"Does every new Hoosier, from infant to immigrant, need his own paved acre?" begins an opinion piece in the Fort Wayne, Ind. News Sentinel, Growth and Sprawl.
"Sprawl serves numerous individual interests. However, it also works against our collective interests. Rapid-fire commercial construction lines our roads with ribbons of visual tedium. Spreading out housing necessitates the construction of new sewers, new streets and new schools."
The same, of course, is true in Massachusetts.
New Urbanism proponents argue quite convincingly that sprawl happens these days because zoning laws almost require it -- demanding certain street setbacks and parking requirements that aren't always necessary. As the authors of Suburban Nation point out, under most modern local zoning, some the country's most appealing neighborhoods -- from Boston's Back Bay to Charleston, S.C. -- would be against the law.

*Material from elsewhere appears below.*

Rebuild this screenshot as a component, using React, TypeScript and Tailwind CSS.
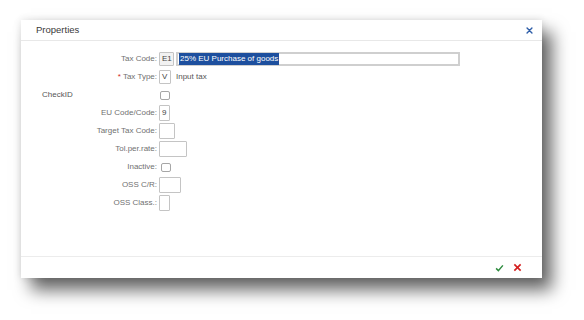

Smart development can been GOOD for local property values. The New Urbanist, mixed-use community Seaside "is connected in no fewer than three places to preexisting Seagrove, to its east," Suburban Nation authors note. "As a result, lots in Seagrove have shared in Seaside's 25 percent average annual appreciation since 1980" (although less than Seaside itself).
However, values in The Orchards, a townhouse development adjacent to another New Urbanist community but not connected to it because of local opposition, "hardly kept pace with inflation." Kentlands, the New Urbanist town, enjoyed appreciation at 12%/year since 1991.